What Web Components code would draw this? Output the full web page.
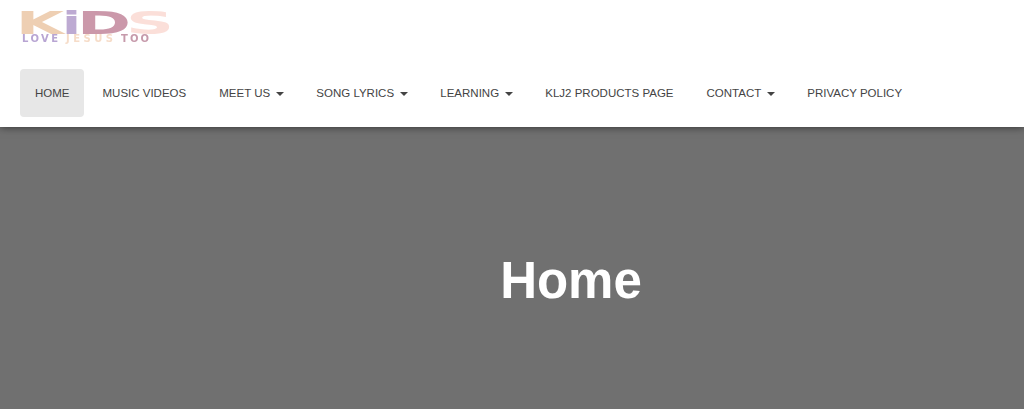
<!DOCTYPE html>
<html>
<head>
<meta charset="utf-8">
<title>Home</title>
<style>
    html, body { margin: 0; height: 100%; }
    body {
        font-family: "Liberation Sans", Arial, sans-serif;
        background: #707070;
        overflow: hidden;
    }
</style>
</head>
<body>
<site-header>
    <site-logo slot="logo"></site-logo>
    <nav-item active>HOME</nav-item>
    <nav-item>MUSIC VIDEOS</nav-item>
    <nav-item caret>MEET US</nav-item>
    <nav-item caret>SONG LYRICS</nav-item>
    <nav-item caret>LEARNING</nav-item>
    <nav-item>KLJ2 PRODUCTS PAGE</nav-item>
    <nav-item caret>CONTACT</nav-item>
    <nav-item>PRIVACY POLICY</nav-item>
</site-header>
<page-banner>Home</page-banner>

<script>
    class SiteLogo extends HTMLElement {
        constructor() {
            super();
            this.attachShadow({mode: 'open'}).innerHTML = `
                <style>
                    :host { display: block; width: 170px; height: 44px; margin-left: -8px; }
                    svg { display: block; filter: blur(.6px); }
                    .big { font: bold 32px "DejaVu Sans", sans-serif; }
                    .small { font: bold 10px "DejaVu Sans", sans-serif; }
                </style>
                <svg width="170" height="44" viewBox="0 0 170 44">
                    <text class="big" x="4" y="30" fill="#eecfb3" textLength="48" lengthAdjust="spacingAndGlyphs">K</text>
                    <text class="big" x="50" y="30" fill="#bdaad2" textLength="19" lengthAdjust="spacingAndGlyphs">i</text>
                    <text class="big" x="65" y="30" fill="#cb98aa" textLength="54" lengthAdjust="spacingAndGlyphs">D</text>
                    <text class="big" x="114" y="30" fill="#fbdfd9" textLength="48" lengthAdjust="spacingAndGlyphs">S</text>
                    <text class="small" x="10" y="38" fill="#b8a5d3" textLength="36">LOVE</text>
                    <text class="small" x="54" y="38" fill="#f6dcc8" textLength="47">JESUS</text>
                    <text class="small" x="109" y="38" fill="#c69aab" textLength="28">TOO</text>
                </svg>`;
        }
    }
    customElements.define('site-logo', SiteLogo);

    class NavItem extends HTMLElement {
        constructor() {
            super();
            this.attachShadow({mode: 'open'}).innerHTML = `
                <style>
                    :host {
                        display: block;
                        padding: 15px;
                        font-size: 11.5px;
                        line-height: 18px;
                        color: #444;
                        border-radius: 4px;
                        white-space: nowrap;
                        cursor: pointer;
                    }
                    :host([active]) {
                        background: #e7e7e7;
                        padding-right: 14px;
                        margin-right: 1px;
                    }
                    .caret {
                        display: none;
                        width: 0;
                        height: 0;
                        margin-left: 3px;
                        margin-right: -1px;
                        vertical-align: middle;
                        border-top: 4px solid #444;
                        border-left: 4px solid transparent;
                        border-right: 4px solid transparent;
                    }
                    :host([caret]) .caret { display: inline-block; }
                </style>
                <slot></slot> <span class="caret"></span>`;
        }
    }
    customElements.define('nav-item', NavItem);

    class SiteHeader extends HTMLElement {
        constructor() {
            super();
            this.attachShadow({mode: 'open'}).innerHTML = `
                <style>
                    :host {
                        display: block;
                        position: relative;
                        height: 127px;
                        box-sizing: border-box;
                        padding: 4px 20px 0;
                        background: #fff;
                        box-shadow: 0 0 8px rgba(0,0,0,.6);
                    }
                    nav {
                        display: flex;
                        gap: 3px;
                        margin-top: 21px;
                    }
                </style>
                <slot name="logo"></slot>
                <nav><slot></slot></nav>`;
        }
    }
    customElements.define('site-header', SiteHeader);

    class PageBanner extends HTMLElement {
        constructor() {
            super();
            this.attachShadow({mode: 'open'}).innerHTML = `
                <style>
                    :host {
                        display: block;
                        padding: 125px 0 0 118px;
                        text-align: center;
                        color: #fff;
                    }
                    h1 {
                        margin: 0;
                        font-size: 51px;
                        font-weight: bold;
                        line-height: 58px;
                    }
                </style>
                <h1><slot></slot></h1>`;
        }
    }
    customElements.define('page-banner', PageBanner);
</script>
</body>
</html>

· · ·

— WORK TO COMPLETE —
Output all of the data exactly as it stands, minus any images.

— THE RESULT —
What Web Components code would draw this? Output the full web page.
<!DOCTYPE html>
<html>
<head>
<meta charset="utf-8">
<title>Home</title>
<style>
    html, body { margin: 0; height: 100%; }
    body {
        font-family: "Liberation Sans", Arial, sans-serif;
        background: #707070;
        overflow: hidden;
    }
</style>
</head>
<body>
<site-header>
    <site-logo slot="logo"></site-logo>
    <nav-item active>HOME</nav-item>
    <nav-item>MUSIC VIDEOS</nav-item>
    <nav-item caret>MEET US</nav-item>
    <nav-item caret>SONG LYRICS</nav-item>
    <nav-item caret>LEARNING</nav-item>
    <nav-item>KLJ2 PRODUCTS PAGE</nav-item>
    <nav-item caret>CONTACT</nav-item>
    <nav-item>PRIVACY POLICY</nav-item>
</site-header>
<page-banner>Home</page-banner>

<script>
    class SiteLogo extends HTMLElement {
        constructor() {
            super();
            this.attachShadow({mode: 'open'}).innerHTML = `
                <style>
                    :host { display: block; width: 170px; height: 44px; margin-left: -8px; }
                    svg { display: block; filter: blur(.6px); }
                    .big { font: bold 32px "DejaVu Sans", sans-serif; }
                    .small { font: bold 10px "DejaVu Sans", sans-serif; }
                </style>
                <svg width="170" height="44" viewBox="0 0 170 44">
                    <text class="big" x="4" y="30" fill="#eecfb3" textLength="48" lengthAdjust="spacingAndGlyphs">K</text>
                    <text class="big" x="50" y="30" fill="#bdaad2" textLength="19" lengthAdjust="spacingAndGlyphs">i</text>
                    <text class="big" x="65" y="30" fill="#cb98aa" textLength="54" lengthAdjust="spacingAndGlyphs">D</text>
                    <text class="big" x="114" y="30" fill="#fbdfd9" textLength="48" lengthAdjust="spacingAndGlyphs">S</text>
                    <text class="small" x="10" y="38" fill="#b8a5d3" textLength="36">LOVE</text>
                    <text class="small" x="54" y="38" fill="#f6dcc8" textLength="47">JESUS</text>
                    <text class="small" x="109" y="38" fill="#c69aab" textLength="28">TOO</text>
                </svg>`;
        }
    }
    customElements.define('site-logo', SiteLogo);

    class NavItem extends HTMLElement {
        constructor() {
            super();
            this.attachShadow({mode: 'open'}).innerHTML = `
                <style>
                    :host {
                        display: block;
                        padding: 15px;
                        font-size: 11.5px;
                        line-height: 18px;
                        color: #444;
                        border-radius: 4px;
                        white-space: nowrap;
                        cursor: pointer;
                    }
                    :host([active]) {
                        background: #e7e7e7;
                        padding-right: 14px;
                        margin-right: 1px;
                    }
                    .caret {
                        display: none;
                        width: 0;
                        height: 0;
                        margin-left: 3px;
                        margin-right: -1px;
                        vertical-align: middle;
                        border-top: 4px solid #444;
                        border-left: 4px solid transparent;
                        border-right: 4px solid transparent;
                    }
                    :host([caret]) .caret { display: inline-block; }
                </style>
                <slot></slot> <span class="caret"></span>`;
        }
    }
    customElements.define('nav-item', NavItem);

    class SiteHeader extends HTMLElement {
        constructor() {
            super();
            this.attachShadow({mode: 'open'}).innerHTML = `
                <style>
                    :host {
                        display: block;
                        position: relative;
                        height: 127px;
                        box-sizing: border-box;
                        padding: 4px 20px 0;
                        background: #fff;
                        box-shadow: 0 0 8px rgba(0,0,0,.6);
                    }
                    nav {
                        display: flex;
                        gap: 3px;
                        margin-top: 21px;
                    }
                </style>
                <slot name="logo"></slot>
                <nav><slot></slot></nav>`;
        }
    }
    customElements.define('site-header', SiteHeader);

    class PageBanner extends HTMLElement {
        constructor() {
            super();
            this.attachShadow({mode: 'open'}).innerHTML = `
                <style>
                    :host {
                        display: block;
                        padding: 125px 0 0 118px;
                        text-align: center;
                        color: #fff;
                    }
                    h1 {
                        margin: 0;
                        font-size: 51px;
                        font-weight: bold;
                        line-height: 58px;
                    }
                </style>
                <h1><slot></slot></h1>`;
        }
    }
    customElements.define('page-banner', PageBanner);
</script>
</body>
</html>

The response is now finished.